I am trying to implement it, but I get en error: .fetch is not a function
I had to rewrite it a little bit:

    const outgoingEmails = OutgoingEmails.rawCollection().findAndModify(
        { isLocked: { $exists: false } }, 
        [], 
        { $set: { isLocked: true } }
    ); 

But outgoingEmails is a promise. How to fetch the data? Never used findAndModify. Need assistance, please.

Im not in my laptop right now, but it should look liked this i think.

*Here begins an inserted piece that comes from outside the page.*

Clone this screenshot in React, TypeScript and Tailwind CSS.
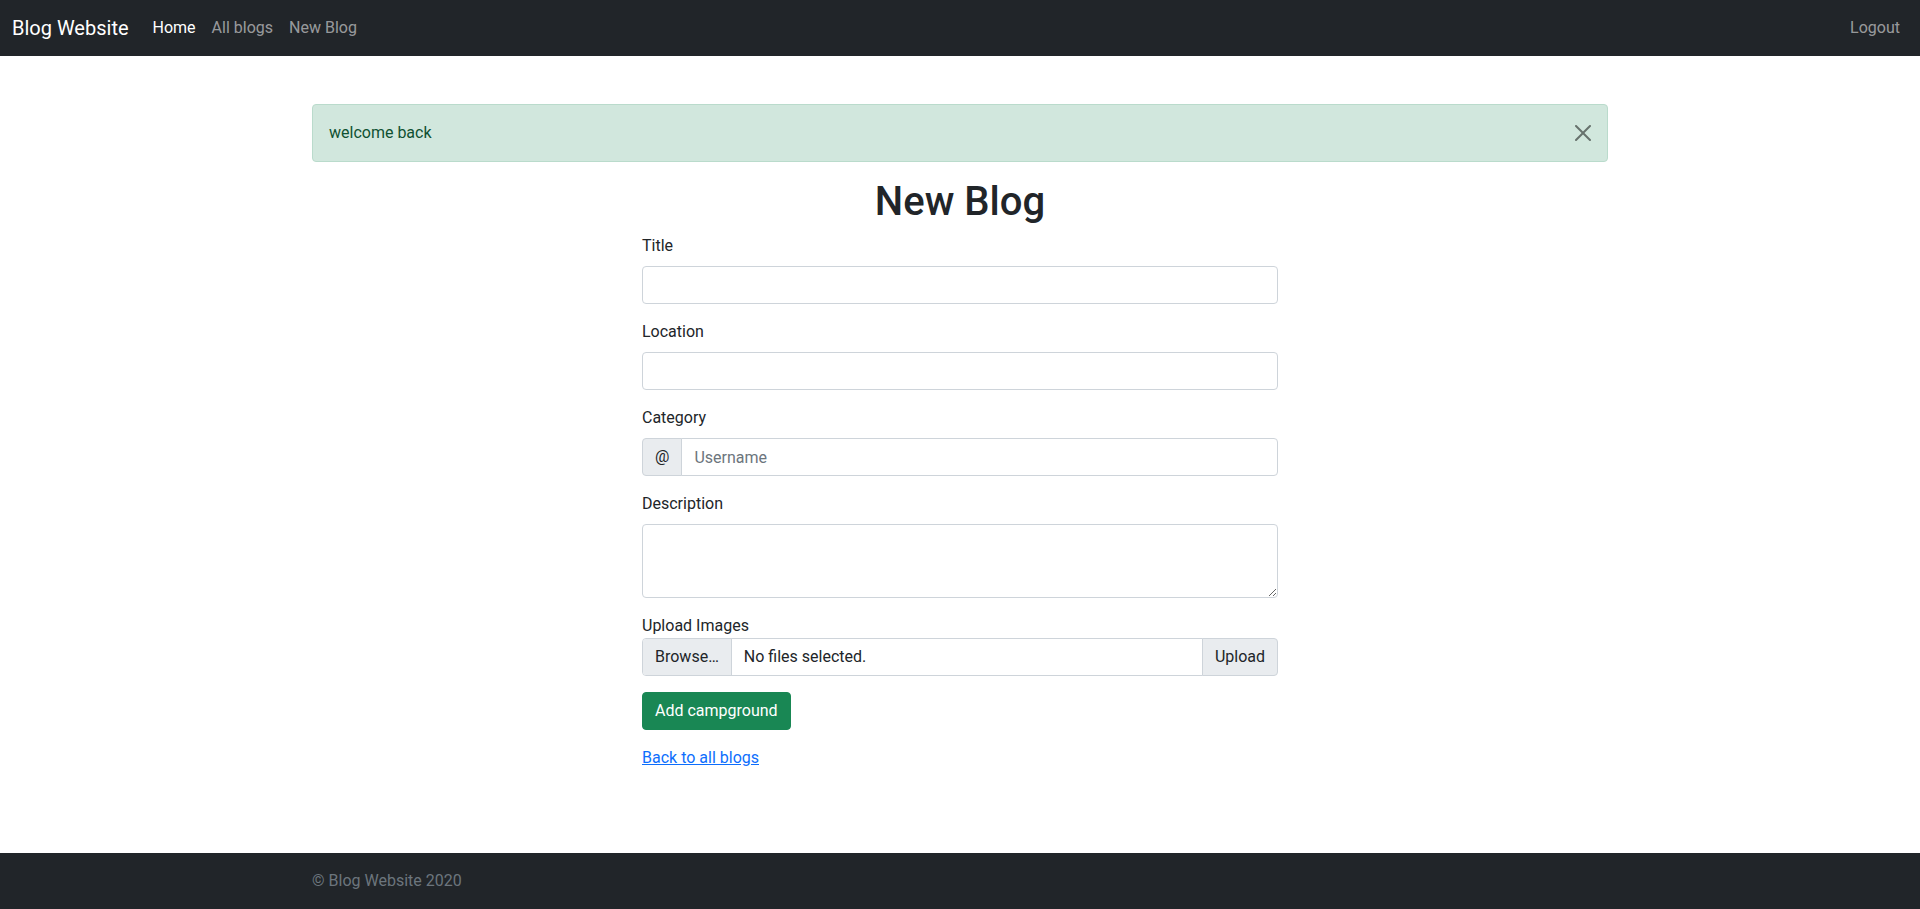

const outgoingEmails = await OutgoingEmails.rawCollection().findAndModify(
        { isLocked: { $exists: false } }, 
        [], 
        { $set: { isLocked: true } }
    ).toArray(); 
``´
1 Like

Thank you that you are trying to help me, but I get
UnhandledPromiseRejectionWarning: TypeError: OutgoingEmails.rawCollection(…).findAndModify(…).toArray is not a function
:-/

Documents was updated with “isLocked”. I just need to fetch the collection…

You are right, my bad. It wont return an array it finds and update just one (Im to tired right now).

There are two options, you set only one of the servers to run the cron, use transactions or do it in 2 steps (I think this is easier)

  const opId = Random.id();
  OutgoingEmails.update({ isLocked: { $exists: false } }, { $set: { isLocked: opId } }, { multi: true });

  const emails = OutgoingEmails.find({ isLocked: opId }).fetch();

  // TODO: Send Email

  // TODO: Remove sent emails

I think that might work.

1 Like

In MongoDB manual written: Modifies and returns a single document.
{ multi: true } does not help, it is just one document which is returned. :-/

I ended up with this solution, which works:

    const opId = Math.random();

    OutgoingEmails.update({ isLocked: { $exists: false } }, { $set: { isLocked: opId } }, { multi: true });

    const emails = OutgoingEmails.find({ isLocked: opId }).fetch();

    emails.forEach(oe => {
        Email.send({ to: oe.to, from: oe.from, subject: oe.subject, html: oe.body });
        OutgoingEmails.remove({ _id: oe._id });
    });

Thank you for your advices, @pmogollon :wink:

1 Like

I don’t think this is gonna work. You still can have a race condition, like so:
server 1: lock the collection
server 2: lock the collection (a no-op)
server 1: fetch the locked docs
server 2: fetch the locked docs
Result: duplication

If you have more than one process doing more than one step, you’ll never escape the race conditions. (Unless it’s a multi-threaded environment with kernel-based lock management, or a database with real, bona-fide transactions.)

This stuff is always rather tricky. It’s more reliable to ensure that exactly one server is handling things. Max Savin wrote a tool for this, I think, which is probably excellent, judging by his other work.

Good point @alan99, IIRC this line won’t do anything if it’s already locked:

    OutgoingEmails.update({ isLocked: { $exists: false } }, { $set: { isLocked: opId } }, { multi: true });

So you’ll need to look at the result to see if any document was updated before proceeding

Another solution is to use a job scheduler which works in a multi-server environment such as msavin:sjobs, or my own (more CPU efficient) fork, wildhart:jobs.

Both these packages use a collection to manage the list of pending jobs, but only one server at a time can be in control of the job queue (controlled by another collection). If one server goes down the other server automatically takes over the job queue.

Then you can either set a job which repeats every 10 minutes to query the emails collection and send the emails, or create a job which sends a single email after 10 minutes, then you don’t need the emails collection anymore.

Can I ask why you’re only sending the emails every 10 minutes?

Also, since you use mailgun (as do I), the mailgun-js API is a bit quicker than using Email.send() (which uses SMTP)

3 Likes

Ah, that’s much simpler. Also I missed the OP is setting a server-unique opId, which serves the same purpose. Apologies for my hasty post!

1 Like

I looking now at a similar situation. In a generalized form, I’d love to read the Amazon Instance ID or preferably the number of the “machine” in the balancing batch (e.g. 0 or 2 or 4 etc). I’d run some server side processes if I’m on the first machine (scheduled Push) and some other automated processes on some other machine. Perhaps best is if I could see the processor % occupancy or memory and run those processes on a particular Amazon Instance Id, making this entire process dynamic and ensuring it only runs on one machine at a time. Gotta dig some more but what I know for certain is that I’d be using Amazon to select the machine and not add complexity in the Meteor side of things.